Radcliff Finance Corp. v. Crowder

307 S.W.2d 145 | Tex. App. | 1957

HALE, Justice.

The controlling question presented on this appeal is whether an alleged sale of a certain motor vehicle constituted a first sale thereof within the meaning of Art. 1436-1 of Vernon’s Penal Code of Texas, known as the Certificate of Title Act. On December 16, 1953, the automobile was sold to City Motor Sales, Inc., a used car dealer of Rosenburg, Texas, by its then owner, G. R. Faetón, d/b/a Missouri and Kansas Auto Sales, at auction sale in Kansas City, Missouri. At the same time the seller made application for the registration of the automobile in the State of Missouri and thereafter, on December 21, 1953, a certificate of title to the automobile was issued to Faetón by the proper authorities of the State of Missouri. On December 19, 1953, prior to the registration of the automobile in Missouri, it was sold and delivered to appellee, Jimmie Nichols, by City Motor Sales, Inc., in Rosenburg, Texas. Appellant advanced the purchase price for the sale from Faetón to City Motor Sales, Inc., and on February 17, 1954, City Motor Sales, Inc., executed and delivered its promissory note to appellant, together with a chattel mortgage on the automobile in controversy, the mortgage being further evidenced by a notation entered on a certificate of title issued by proper authorities of the State of Texas under the application dated February 17, 1954, show*146ing City Motor Sales, Inc. to be the owner of the automobile.

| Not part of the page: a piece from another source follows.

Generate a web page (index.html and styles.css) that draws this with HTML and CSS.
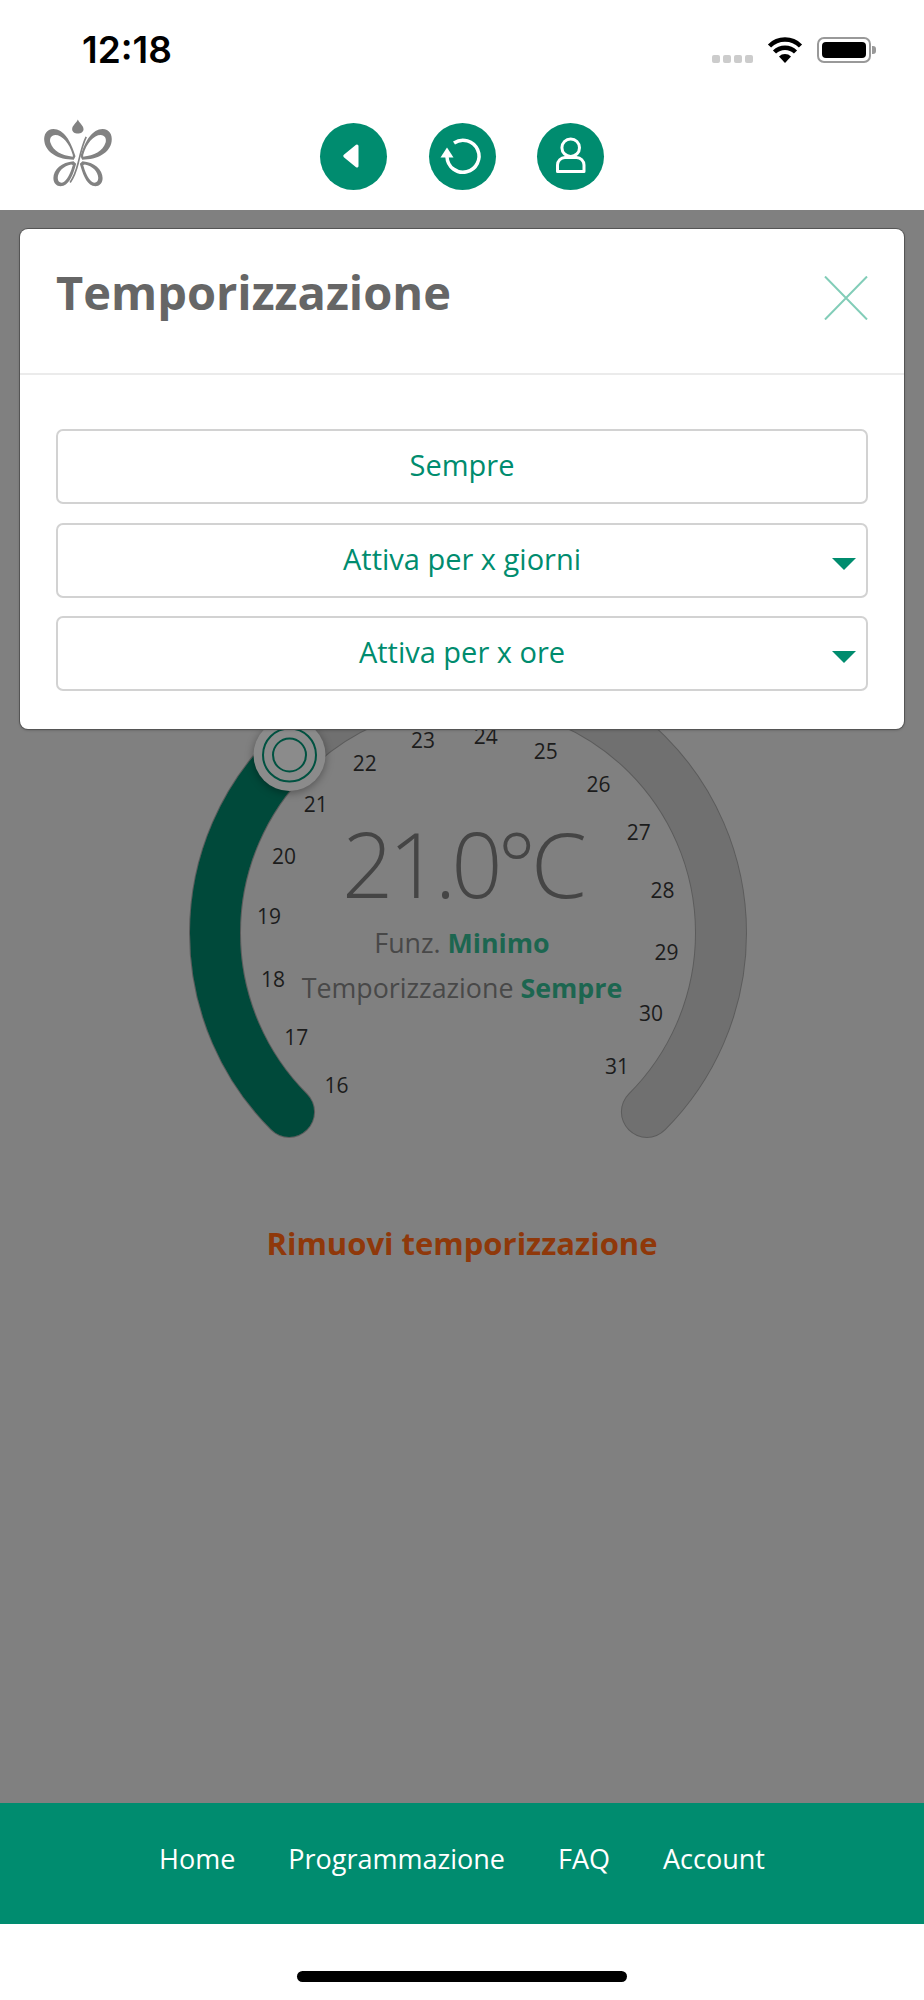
FILE: index.html
```html
<!DOCTYPE html>
<html lang="it">
<head>
    <meta charset="UTF-8">
    <meta name="viewport" content="width=device-width, initial-scale=1.0">
    <title>Temporizzazione</title>
    <link rel="stylesheet" href="styles.css">
</head>
<body>
    <!-- Status bar -->
    <div class="status-bar">
        <span class="clock">12:18</span>
        <div class="status-icons">
            <div class="signal"><i></i><i></i><i></i><i></i></div>
            <svg class="wifi" width="36" height="26" viewBox="0 0 36 26">
                <path d="M18 26l-6-6.500a8.500 8.500 0 0 1 12 0z" fill="#000"/>
                <path d="M7.500 15a15 15 0 0 1 21 0M2.500 9a22 22 0 0 1 31 0" fill="none" stroke="#000" stroke-width="4.500"/>
            </svg>
            <div class="battery"><div class="battery-level"></div></div>
        </div>
    </div>

    <!-- Top navigation -->
    <header class="topbar">
        <svg class="logo" width="77" height="74" viewBox="60 50 230 220">
            <path d="M173 60c-4 10-17 18-17 29 0 8 8 13 17 13s17-5 17-13c0-11-13-19-17-29z"/>
            <g id="wings" fill-rule="evenodd">
                <path d="M166 170C152 122 130 88 100 88 80 88 70 105 73 125c5 35 42 55 88 55zM158 166C148 130 126 106 106 106 93 106 88 117 91 129c8 26 35 40 67 42z"/>
                <path d="M160 185c-35 3-60 25-60 50 0 20 15 28 30 23 20-8 30-38 38-66zM153 194c-22 4-40 21-40 41 0 13 10 17 19 11 13-10 21-32 26-50z"/>
            </g>
            <use href="#wings" transform="translate(347) scale(-1 1)"/>
            <path d="M198 112c-12 25-16 45-24 78-6 24-14 44-24 58" fill="none" stroke="#828282" stroke-width="5"/>
        </svg>
        <div class="topbar-actions">
            <a class="round-btn">
                <svg width="67" height="67" viewBox="0 0 67 67">
                    <path d="M37 23L24.800 33 37 43z" fill="#fff" stroke="#fff" stroke-width="3" stroke-linejoin="round"/>
                </svg>
            </a>
            <a class="round-btn">
                <svg width="67" height="67" viewBox="0 0 67 67">
                    <path d="M25 20a16 16 0 1 1-7 14" fill="none" stroke="#fff" stroke-width="3.500"/>
                    <path d="M11.500 34.500L18 24.500l6.500 10z" fill="#fff"/>
                </svg>
            </a>
            <a class="round-btn">
                <svg width="67" height="67" viewBox="0 0 67 67" fill="none" stroke="#fff" stroke-width="3">
                    <circle cx="33.700" cy="24.700" r="8.800"/>
                    <path d="M20.500 48.500v-6.500a7.500 7.500 0 0 1 7.500-7.500h11.500a7.500 7.500 0 0 1 7.500 7.500v6.500z" stroke-linejoin="round"/>
                </svg>
            </a>
        </div>
    </header>

    <!-- Thermostat, dimmed behind the dialog -->
    <main class="content">
        <svg class="dial" width="924" height="490" viewBox="0 660 924 490">
            <path class="track-edge" d="M289.100 1111.900A253 253 0 1 1 646.900 1111.900"/>
            <path class="track" d="M289.100 1111.900A253 253 0 1 1 646.900 1111.900"/>
            <path class="track-on" d="M289.100 1111.900A253 253 0 0 1 289.100 754.100"/>

            <circle class="knob" cx="289.500" cy="755" r="36"/>
            <circle class="knob-ring" cx="289.500" cy="755" r="26.500"/>
            <circle class="knob-ring" cx="289.500" cy="755" r="16.500"/>

            <text class="tick" x="336.500" y="1093">16</text>
            <text class="tick" x="296.300" y="1045">17</text>
            <text class="tick" x="273" y="987">18</text>
            <text class="tick" x="269" y="924">19</text>
            <text class="tick" x="284" y="864">20</text>
            <text class="tick" x="315.800" y="812">21</text>
            <text class="tick" x="364.800" y="771">22</text>
            <text class="tick" x="423" y="748">23</text>
            <text class="tick" x="485.700" y="744">24</text>
            <text class="tick" x="545.800" y="759">25</text>
            <text class="tick" x="598.600" y="792">26</text>
            <text class="tick" x="638.800" y="840">27</text>
            <text class="tick" x="662.500" y="898">28</text>
            <text class="tick" x="666.400" y="960">29</text>
            <text class="tick" x="651" y="1021">30</text>
            <text class="tick" x="617" y="1074">31</text>

            <text class="temp" x="462" y="898">21.0°C</text>
            <text class="mode" x="462" y="953">Funz. <tspan class="mode-value">Minimo</tspan></text>
            <text class="mode" x="462" y="998">Temporizzazione <tspan class="mode-value">Sempre</tspan></text>
        </svg>

        <a class="remove-link">Rimuovi temporizzazione</a>

        <!-- Dialog -->
        <section class="modal">
            <div class="modal-header">
                <h2 class="modal-title">Temporizzazione</h2>
                <svg class="modal-close" width="44" height="44" viewBox="0 0 44 44">
                    <path d="M1 0.500L43 43.500M43 0.500L1 43.500" stroke="#82cdb8" stroke-width="2" fill="none"/>
                </svg>
            </div>
            <div class="modal-body">
                <button class="option">Sempre</button>
                <button class="option option-select">Attiva per x giorni</button>
                <button class="option option-select">Attiva per x ore</button>
            </div>
        </section>
    </main>

    <!-- Footer links -->
    <footer class="footer">
        <a>Home</a>
        <a>Programmazione</a>
        <a>FAQ</a>
        <a>Account</a>
    </footer>

    <div class="home-area"><div class="home-indicator"></div></div>
</body>
</html>
```

FILE: styles.css
```css
/* General */
* {
    box-sizing: border-box;
    margin: 0;
    padding: 0;
}

body {
    background-color: #ffffff;
    font-family: "Open Sans", sans-serif;
    display: flex;
    flex-direction: column;
    width: 924px;
    height: 2000px;
    overflow: hidden;
}

/* Status bar */
.status-bar {
    height: 100px;
    display: flex;
    justify-content: space-between;
    padding: 27px 53px 0 82px;
}

.clock {
    font-family: Inter, sans-serif;
    font-size: 37px;
    font-weight: 600;
    line-height: 46px;
    color: #000000;
}

.status-icons {
    display: flex;
    align-items: flex-start;
    padding-top: 10px;
}

.signal {
    display: flex;
    gap: 3px;
    margin: 18px 14px 0 0;
}

.signal i {
    width: 8px;
    height: 8px;
    border-radius: 2px;
    background-color: #cccccc;
}

.battery {
    position: relative;
    width: 54px;
    height: 26px;
    margin-left: 14px;
    padding: 3px;
    border: 2px solid #999999;
    border-radius: 7px;
}

.battery::after {
    content: "";
    position: absolute;
    top: 7px;
    right: -7px;
    width: 4px;
    height: 8px;
    border-radius: 0 3px 3px 0;
    background-color: #999999;
}

.battery-level {
    height: 100%;
    background-color: #000000;
    border-radius: 4px;
}

/* Top navigation */
.topbar {
    height: 110px;
    position: relative;
    display: flex;
    justify-content: center;
    padding-top: 23px;
}

.logo {
    position: absolute;
    left: 40px;
    top: 16px;
    fill: #828282;
}

.topbar-actions {
    display: flex;
    gap: 41.500px;
}

.round-btn {
    width: 67px;
    height: 67px;
    border-radius: 50%;
    background-color: #008c6f;
}

.round-btn svg {
    display: block;
}

/* Thermostat */
.content {
    flex: 1;
    position: relative;
    background-color: #808080;
    padding-top: 450px;
    display: flex;
    flex-direction: column;
    align-items: center;
}

.dial {
    display: block;
    flex-shrink: 0;
}

.track-edge,
.track,
.track-on {
    fill: none;
    stroke-linecap: round;
}

.track-edge {
    stroke: #5c5c5c;
    stroke-width: 52;
}

.track {
    stroke: #707070;
    stroke-width: 50;
}

.track-on {
    stroke: #00493a;
    stroke-width: 50;
}

.knob {
    fill: #8b8b8b;
    filter: drop-shadow(0 2px 4px rgba(0, 0, 0, 0.35));
}

.knob-ring {
    fill: none;
    stroke: #005241;
    stroke-width: 2;
}

.tick {
    font-size: 21px;
    fill: #1c1c1c;
    text-anchor: middle;
}

.temp {
    font-size: 90px;
    font-weight: 300;
    letter-spacing: -5px;
    fill: #454545;
    text-anchor: middle;
}

.mode {
    font-size: 26.800px;
    fill: #484848;
    text-anchor: middle;
}

.mode-value {
    font-weight: 700;
    fill: #1c6650;
}

.remove-link {
    margin-top: 73px;
    font-size: 31px;
    font-weight: 700;
    line-height: 40px;
    color: #8f380a;
}

/* Dialog */
.modal {
    position: absolute;
    top: 19px;
    left: 20px;
    right: 20px;
    background-color: #ffffff;
    border-radius: 8px;
    box-shadow: 0 0 0 1px #555555, 0 1px 3px rgba(0, 0, 0, 0.3);
}

.modal-header {
    height: 146px;
    padding: 32px 36px 0;
    display: flex;
    justify-content: space-between;
    border-bottom: 2px solid #ebebeb;
}

.modal-title {
    font-size: 47px;
    font-weight: 700;
    line-height: 62px;
    color: #666666;
}

.modal-close {
    margin-top: 15px;
}

.modal-body {
    padding: 54px 36px 38px;
    display: flex;
    flex-direction: column;
    gap: 18.500px;
}

.option {
    position: relative;
    height: 75px;
    padding-bottom: 4px;
    background-color: #ffffff;
    border: 2px solid #d2d2d2;
    border-radius: 7px;
    font-family: "Open Sans", sans-serif;
    font-size: 29px;
    color: #008c6e;
}

.option-select::after {
    content: "";
    position: absolute;
    top: 33px;
    right: 10px;
    border-style: solid;
    border-width: 12px 12px 0;
    border-color: #008c6e transparent transparent;
}

/* Footer */
.footer {
    height: 121px;
    background-color: #008c6f;
    display: flex;
    justify-content: center;
    gap: 53px;
    padding-top: 37px;
    font-size: 27px;
    line-height: 38px;
    color: #ffffff;
}

.home-area {
    height: 76px;
    padding-top: 47px;
}

.home-indicator {
    width: 330px;
    height: 11px;
    margin: 0 auto;
    border-radius: 6px;
    background-color: #000000;
}
```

Based upon the foregoing facts which appear from the allegations contained in its pleadings, appellant sought to foreclose the chattel mortgage here in dispute. Ap-pellees answered with special exceptions to such allegations, asserting that under the alleged facts appellant had no cause of action or justiciable interest in the subject matter of the suit. Appellant stipulated in writing that “if the transaction between Jimmie Nichols and City Motor Sales, Inc., constituted a first sale of the Cadillac coupe, Motor No. 5362108360, Radcliff Finance Corporation has no lien on the car in question.” The trial court sustained the special exceptions, held that the transaction constituted a first sale, that appellant had no lien on the automobile and rendered judgment that appellant take nothing.

Appellant predicates its appeal upon the following point of error: “The district court erred in holding the transaction between City Motor Sales, Inc. and Appellee, Jimmie Nichols, constituted a ‘first sale’ within the meaning of the Certificate of Title Act.”

Sec. 7 of the Certificate of Title Act, being Art. 1436-1 of Vernon’s Penal Code of Texas, defining the first sale of a motor vehicle, reads as follows: “The term ‘First Sale’ means the bargain, sale, transfer, or delivery with intent to pass an interest therein, other than a lien, of a motor vehicle which has not been previously registered or licensed in this State or elsewhere; and such a bargain, sale, transfer or delivery, accompanied by registration or licensing of said vehicle in this State or elsewhere, shall constitute the first sale of said vehicle, irrespective of where such bargain, sale, transfer, or delivery occurred.”

There is no allegation in the pleading that the Cadillac automobile in controversy had been registered or licensed in the State of Texas or elsewhere previously to the sale and delivery thereof from City Motor Sales, Inc. to appellee, Jimmie Nichols, on December 19, 1953. In its brief, appellant says: “So far as is known, the car had not been registered anywhere prior to coming into the possession of Faetón.”

Under the pleadings of the parties, we do not think the trial court erred in sustaining the special exceptions of appellees to the allegations contained in the trial petition of appellant, or in holding that the transaction between City Motor Sales, Inc. and Jimmie Nichols, constituted a first sale of the Cadillac automobile in controversy, within the meaning of the Certificate of Title Act. Motor Inv. Co. v. Knox City, 141 Tex. 530, 174 S.W.2d 482; Radcliff Finance Corp. v. Beckman, Tex.Civ.App., 296 S.W.2d 942; Continental Credit Corp. v. Norman, Tex.Civ.App., 303 S.W.2d 449.

Accordingly, appellant’s point of error is overruled and the judgment appealed from is affirmed.